►
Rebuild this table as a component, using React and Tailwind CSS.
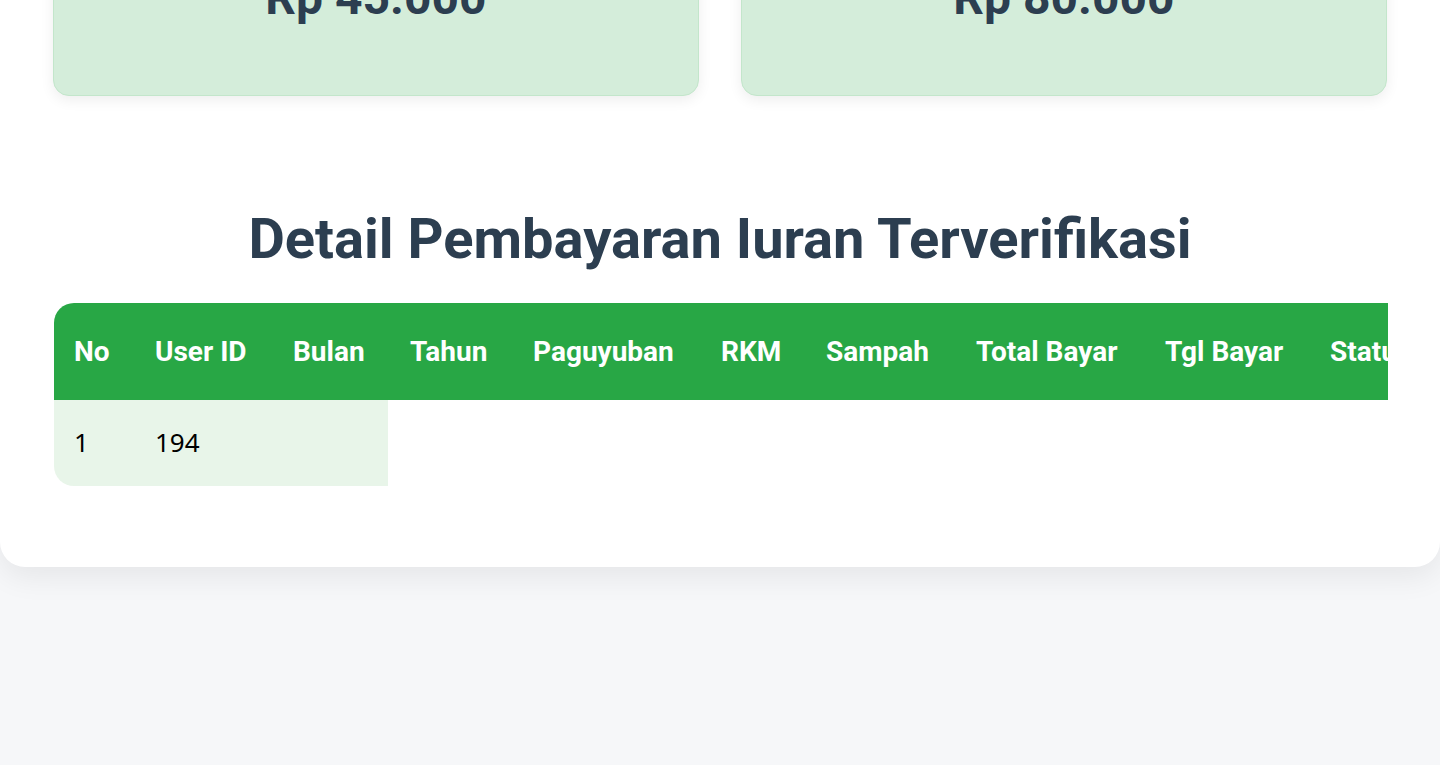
import React from "react";

const summary = [
  { label: "Total Iuran Bulan Ini", amount: "Rp 45.000" },
  { label: "Total Iuran Keseluruhan", amount: "Rp 80.000" },
];

const columns = [
  { title: "No", width: "w-[79px]" },
  { title: "User ID", width: "w-[138px]" },
  { title: "Bulan", width: "w-[117px]" },
  { title: "Tahun", width: "w-[123px]" },
  { title: "Paguyuban", width: "w-[188px]" },
  { title: "RKM", width: "w-[105px]" },
  { title: "Sampah", width: "w-[150px]" },
  { title: "Total Bayar", width: "w-[189px]" },
  { title: "Tgl Bayar", width: "w-[165px]" },
  { title: "Status", width: "w-[140px]" },
  { title: "Bukti", width: "w-[120px]" },
];

const rows = [{ no: 1, userId: 194, bulan: "" }];

const App = () => {
  return (
    <div className="min-h-[calc(100vh+62px)] bg-[#f6f7f9] font-['Roboto',sans-serif]">
      <div className="bg-white rounded-b-[25px] shadow-[0_10px_30px_rgba(0,0,0,0.07)] px-[53px] pb-[81px]">
        {/* Summary cards */}
        <div className="grid grid-cols-2 gap-[42px] -mt-[62px]">
          {summary.map((item) => (
            <div
              key={item.label}
              className="bg-[#d4edda] border border-[#c3e6cb] rounded-2xl shadow-[0_4px_14px_rgba(0,0,0,0.07)] pt-[30px] pb-[68px] text-center"
            >
              <h3 className="text-[48px] leading-[1.2] font-bold text-[#2c3e50]">
                {item.amount}
              </h3>
            </div>
          ))}
        </div>

        {/* Table section */}
        <h2 className="mt-[110px] mb-[30px] text-center text-[56px] leading-[1.2] font-bold text-[#2c3e50]">
          Detail Pembayaran Iuran Terverifikasi
        </h2>

        <div className="overflow-hidden ml-px -mr-px">
          <table className="table-fixed w-[1514px] border-collapse whitespace-nowrap text-left">
            <thead>
              <tr className="bg-[#28a745]">
                {columns.map((col, i) => (
                  <th
                    key={col.title}
                    className={`${col.width} h-[97px] pr-[22px] text-[28px] leading-[33px] font-bold text-white ${
                      i === 0 ? "pl-[20px] rounded-tl-[20px]" : "pl-[22px]"
                    }`}
                  >
                    {col.title}
                  </th>
                ))}
              </tr>
            </thead>
            <tbody>
              {rows.map((row) => (
                <tr key={row.no}>
                  <td className="h-[86px] pl-[20px] pr-[22px] bg-[#e8f5e9] rounded-bl-[20px] text-[26px] text-black font-['Noto_Sans',sans-serif]">
                    {row.no}
                  </td>
                  <td className="h-[86px] px-[22px] bg-[#e8f5e9] text-[26px] text-black font-['Noto_Sans',sans-serif]">
                    {row.userId}
                  </td>
                  <td className="h-[86px] px-[22px] bg-[#e8f5e9] text-[26px] text-black font-['Noto_Sans',sans-serif]">
                    {row.bulan}
                  </td>
                </tr>
              ))}
            </tbody>
          </table>
        </div>
      </div>
    </div>
  );
};

export default App;
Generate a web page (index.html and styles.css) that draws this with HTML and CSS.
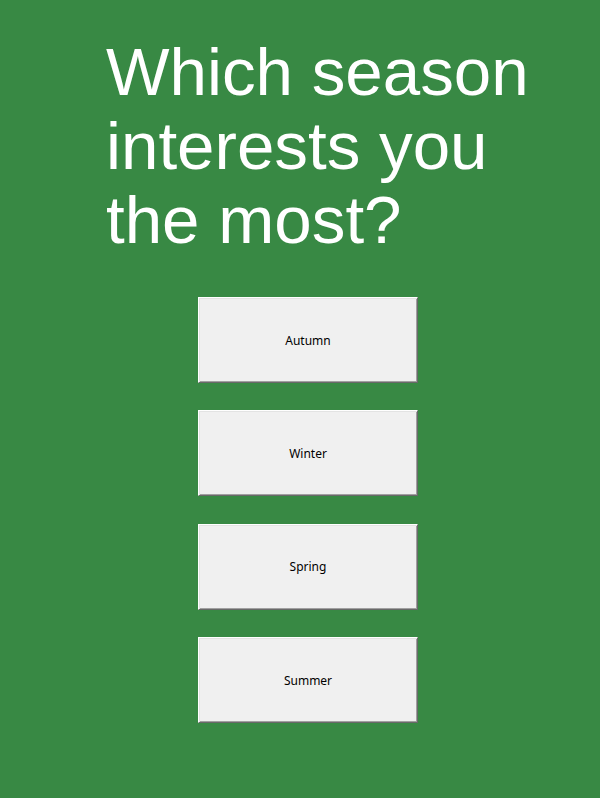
◄
## Task directions
Leave out the pictures, and give all the records again exactly.

## Expected output
Rebuild this table as a component, using React and Tailwind CSS.
import React from "react";

const summary = [
  { label: "Total Iuran Bulan Ini", amount: "Rp 45.000" },
  { label: "Total Iuran Keseluruhan", amount: "Rp 80.000" },
];

const columns = [
  { title: "No", width: "w-[79px]" },
  { title: "User ID", width: "w-[138px]" },
  { title: "Bulan", width: "w-[117px]" },
  { title: "Tahun", width: "w-[123px]" },
  { title: "Paguyuban", width: "w-[188px]" },
  { title: "RKM", width: "w-[105px]" },
  { title: "Sampah", width: "w-[150px]" },
  { title: "Total Bayar", width: "w-[189px]" },
  { title: "Tgl Bayar", width: "w-[165px]" },
  { title: "Status", width: "w-[140px]" },
  { title: "Bukti", width: "w-[120px]" },
];

const rows = [{ no: 1, userId: 194, bulan: "" }];

const App = () => {
  return (
    <div className="min-h-[calc(100vh+62px)] bg-[#f6f7f9] font-['Roboto',sans-serif]">
      <div className="bg-white rounded-b-[25px] shadow-[0_10px_30px_rgba(0,0,0,0.07)] px-[53px] pb-[81px]">
        {/* Summary cards */}
        <div className="grid grid-cols-2 gap-[42px] -mt-[62px]">
          {summary.map((item) => (
            <div
              key={item.label}
              className="bg-[#d4edda] border border-[#c3e6cb] rounded-2xl shadow-[0_4px_14px_rgba(0,0,0,0.07)] pt-[30px] pb-[68px] text-center"
            >
              <h3 className="text-[48px] leading-[1.2] font-bold text-[#2c3e50]">
                {item.amount}
              </h3>
            </div>
          ))}
        </div>

        {/* Table section */}
        <h2 className="mt-[110px] mb-[30px] text-center text-[56px] leading-[1.2] font-bold text-[#2c3e50]">
          Detail Pembayaran Iuran Terverifikasi
        </h2>

        <div className="overflow-hidden ml-px -mr-px">
          <table className="table-fixed w-[1514px] border-collapse whitespace-nowrap text-left">
            <thead>
              <tr className="bg-[#28a745]">
                {columns.map((col, i) => (
                  <th
                    key={col.title}
                    className={`${col.width} h-[97px] pr-[22px] text-[28px] leading-[33px] font-bold text-white ${
                      i === 0 ? "pl-[20px] rounded-tl-[20px]" : "pl-[22px]"
                    }`}
                  >
                    {col.title}
                  </th>
                ))}
              </tr>
            </thead>
            <tbody>
              {rows.map((row) => (
                <tr key={row.no}>
                  <td className="h-[86px] pl-[20px] pr-[22px] bg-[#e8f5e9] rounded-bl-[20px] text-[26px] text-black font-['Noto_Sans',sans-serif]">
                    {row.no}
                  </td>
                  <td className="h-[86px] px-[22px] bg-[#e8f5e9] text-[26px] text-black font-['Noto_Sans',sans-serif]">
                    {row.userId}
                  </td>
                  <td className="h-[86px] px-[22px] bg-[#e8f5e9] text-[26px] text-black font-['Noto_Sans',sans-serif]">
                    {row.bulan}
                  </td>
                </tr>
              ))}
            </tbody>
          </table>
        </div>
      </div>
    </div>
  );
};

export default App;
Generate a web page (index.html and styles.css) that draws this with HTML and CSS.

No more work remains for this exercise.